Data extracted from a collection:
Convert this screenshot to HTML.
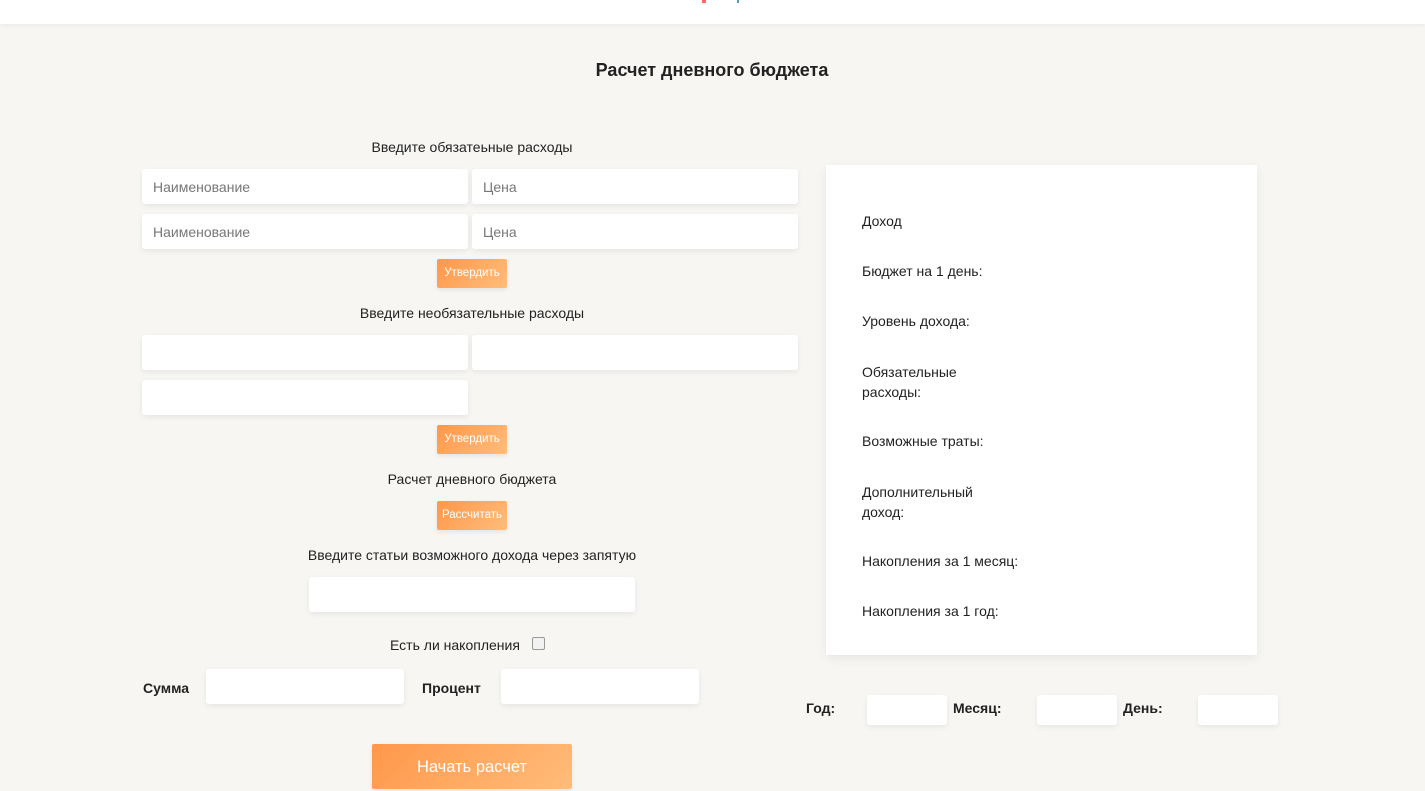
<!DOCTYPE html>
<html><head><meta charset="utf-8"><style>
body{margin:0;width:1425px;height:789px;overflow:hidden;background:#f7f6f3;font-family:"Liberation Sans",sans-serif;color:#222;position:relative}
.hdr{position:absolute;left:0;top:0;width:1425px;height:24px;background:#fff;box-shadow:0 1px 4px rgba(0,0,0,.06)}
.a{position:absolute}
.t{position:absolute;font-size:14px;white-space:nowrap}
.c{transform:translateX(-50%)}
.in{position:absolute;background:#fff;border-radius:3px;box-shadow:0 2px 6px rgba(0,0,0,.07);font-size:14px;color:#777;box-sizing:border-box;padding:10px 0 0 11px}
.btn{position:absolute;background:linear-gradient(135deg,#ff974a,#ffbd7a);color:#fff;font-size:11.5px;border-radius:2px;text-align:center;box-shadow:0 2px 5px rgba(0,0,0,.08)}
.b{font-weight:bold}
</style></head><body>
<div class="hdr"></div>
<div class="a" style="left:702px;top:0;width:4px;height:3px;background:#f66"></div>
<div class="a" style="left:737px;top:0;width:2px;height:3px;background:#59c"></div>
<div class="t c" style="left:712px;top:60px;font-size:18px;font-weight:bold;color:#222">Расчет дневного бюджета</div>

<div class="t c" style="left:472px;top:139px">Введите обязатеьные расходы</div>
<div class="in" style="left:142px;top:169px;width:326px;height:35px">Наименование</div>
<div class="in" style="left:472px;top:169px;width:326px;height:35px">Цена</div>
<div class="in" style="left:142px;top:214px;width:326px;height:35px">Наименование</div>
<div class="in" style="left:472px;top:214px;width:326px;height:35px">Цена</div>
<div class="btn" style="left:437px;top:259px;width:70px;height:29px;line-height:29px">Утвердить</div>

<div class="t c" style="left:472px;top:305px">Введите необязательные расходы</div>
<div class="in" style="left:142px;top:335px;width:326px;height:35px"></div>
<div class="in" style="left:472px;top:335px;width:326px;height:35px"></div>
<div class="in" style="left:142px;top:380px;width:326px;height:35px"></div>
<div class="btn" style="left:437px;top:425px;width:70px;height:29px;line-height:29px">Утвердить</div>

<div class="t c" style="left:472px;top:471px">Расчет дневного бюджета</div>
<div class="btn" style="left:437px;top:501px;width:70px;height:29px;line-height:29px">Рассчитать</div>

<div class="t c" style="left:472px;top:547px">Введите статьи возможного дохода через запятую</div>
<div class="in" style="left:309px;top:577px;width:326px;height:35px"></div>

<div class="t" style="left:390px;top:637px">Есть ли накопления</div>
<div class="a" style="left:532px;top:637px;width:11px;height:11px;border:1px solid #999;border-radius:2px;background:#f2f2f2"></div>

<div class="t b" style="left:143px;top:680px">Сумма</div>
<div class="in" style="left:206px;top:669px;width:198px;height:35px"></div>
<div class="t b" style="left:422px;top:680px">Процент</div>
<div class="in" style="left:501px;top:669px;width:198px;height:35px"></div>

<div class="btn" style="left:372px;top:744px;width:200px;height:45px;line-height:47px;font-size:16.5px">Начать расчет</div>

<div class="a" style="left:826px;top:165px;width:431px;height:490px;background:#fff;box-shadow:0 3px 10px rgba(0,0,0,.07)"></div>
<div class="t" style="left:862px;top:213px">Доход</div>
<div class="t" style="left:862px;top:263px">Бюджет на 1 день:</div>
<div class="t" style="left:862px;top:313px">Уровень дохода:</div>
<div class="t" style="left:862px;top:362px;line-height:20px">Обязательные<br>расходы:</div>
<div class="t" style="left:862px;top:433px">Возможные траты:</div>
<div class="t" style="left:862px;top:482px;line-height:20px">Дополнительный<br>доход:</div>
<div class="t" style="left:862px;top:553px">Накопления за 1 месяц:</div>
<div class="t" style="left:862px;top:603px">Накопления за 1 год:</div>

<div class="t b" style="left:806px;top:700px">Год:</div>
<div class="in" style="left:867px;top:695px;width:80px;height:30px"></div>
<div class="t b" style="left:953px;top:700px">Месяц:</div>
<div class="in" style="left:1037px;top:695px;width:80px;height:30px"></div>
<div class="t b" style="left:1123px;top:700px">День:</div>
<div class="in" style="left:1198px;top:695px;width:80px;height:30px"></div>
</body></html>
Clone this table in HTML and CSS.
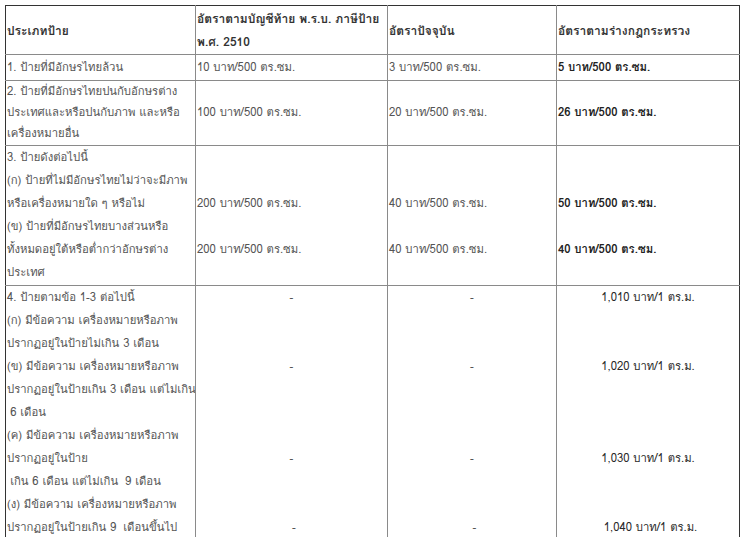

Exercise brief >> Copy the whole listing above word for word but do not carry over the pictures.

Answer for this exercise >>
Convert this screenshot to HTML.
<!DOCTYPE html>
<html><head><meta charset="utf-8"><style>
body{margin:0;width:1425px;height:789px;overflow:hidden;background:#f7f6f3;font-family:"Liberation Sans",sans-serif;color:#222;position:relative}
.hdr{position:absolute;left:0;top:0;width:1425px;height:24px;background:#fff;box-shadow:0 1px 4px rgba(0,0,0,.06)}
.a{position:absolute}
.t{position:absolute;font-size:14px;white-space:nowrap}
.c{transform:translateX(-50%)}
.in{position:absolute;background:#fff;border-radius:3px;box-shadow:0 2px 6px rgba(0,0,0,.07);font-size:14px;color:#777;box-sizing:border-box;padding:10px 0 0 11px}
.btn{position:absolute;background:linear-gradient(135deg,#ff974a,#ffbd7a);color:#fff;font-size:11.5px;border-radius:2px;text-align:center;box-shadow:0 2px 5px rgba(0,0,0,.08)}
.b{font-weight:bold}
</style></head><body>
<div class="hdr"></div>
<div class="a" style="left:702px;top:0;width:4px;height:3px;background:#f66"></div>
<div class="a" style="left:737px;top:0;width:2px;height:3px;background:#59c"></div>
<div class="t c" style="left:712px;top:60px;font-size:18px;font-weight:bold;color:#222">Расчет дневного бюджета</div>

<div class="t c" style="left:472px;top:139px">Введите обязатеьные расходы</div>
<div class="in" style="left:142px;top:169px;width:326px;height:35px">Наименование</div>
<div class="in" style="left:472px;top:169px;width:326px;height:35px">Цена</div>
<div class="in" style="left:142px;top:214px;width:326px;height:35px">Наименование</div>
<div class="in" style="left:472px;top:214px;width:326px;height:35px">Цена</div>
<div class="btn" style="left:437px;top:259px;width:70px;height:29px;line-height:29px">Утвердить</div>

<div class="t c" style="left:472px;top:305px">Введите необязательные расходы</div>
<div class="in" style="left:142px;top:335px;width:326px;height:35px"></div>
<div class="in" style="left:472px;top:335px;width:326px;height:35px"></div>
<div class="in" style="left:142px;top:380px;width:326px;height:35px"></div>
<div class="btn" style="left:437px;top:425px;width:70px;height:29px;line-height:29px">Утвердить</div>

<div class="t c" style="left:472px;top:471px">Расчет дневного бюджета</div>
<div class="btn" style="left:437px;top:501px;width:70px;height:29px;line-height:29px">Рассчитать</div>

<div class="t c" style="left:472px;top:547px">Введите статьи возможного дохода через запятую</div>
<div class="in" style="left:309px;top:577px;width:326px;height:35px"></div>

<div class="t" style="left:390px;top:637px">Есть ли накопления</div>
<div class="a" style="left:532px;top:637px;width:11px;height:11px;border:1px solid #999;border-radius:2px;background:#f2f2f2"></div>

<div class="t b" style="left:143px;top:680px">Сумма</div>
<div class="in" style="left:206px;top:669px;width:198px;height:35px"></div>
<div class="t b" style="left:422px;top:680px">Процент</div>
<div class="in" style="left:501px;top:669px;width:198px;height:35px"></div>

<div class="btn" style="left:372px;top:744px;width:200px;height:45px;line-height:47px;font-size:16.5px">Начать расчет</div>

<div class="a" style="left:826px;top:165px;width:431px;height:490px;background:#fff;box-shadow:0 3px 10px rgba(0,0,0,.07)"></div>
<div class="t" style="left:862px;top:213px">Доход</div>
<div class="t" style="left:862px;top:263px">Бюджет на 1 день:</div>
<div class="t" style="left:862px;top:313px">Уровень дохода:</div>
<div class="t" style="left:862px;top:362px;line-height:20px">Обязательные<br>расходы:</div>
<div class="t" style="left:862px;top:433px">Возможные траты:</div>
<div class="t" style="left:862px;top:482px;line-height:20px">Дополнительный<br>доход:</div>
<div class="t" style="left:862px;top:553px">Накопления за 1 месяц:</div>
<div class="t" style="left:862px;top:603px">Накопления за 1 год:</div>

<div class="t b" style="left:806px;top:700px">Год:</div>
<div class="in" style="left:867px;top:695px;width:80px;height:30px"></div>
<div class="t b" style="left:953px;top:700px">Месяц:</div>
<div class="in" style="left:1037px;top:695px;width:80px;height:30px"></div>
<div class="t b" style="left:1123px;top:700px">День:</div>
<div class="in" style="left:1198px;top:695px;width:80px;height:30px"></div>
</body></html>
Clone this table in HTML and CSS.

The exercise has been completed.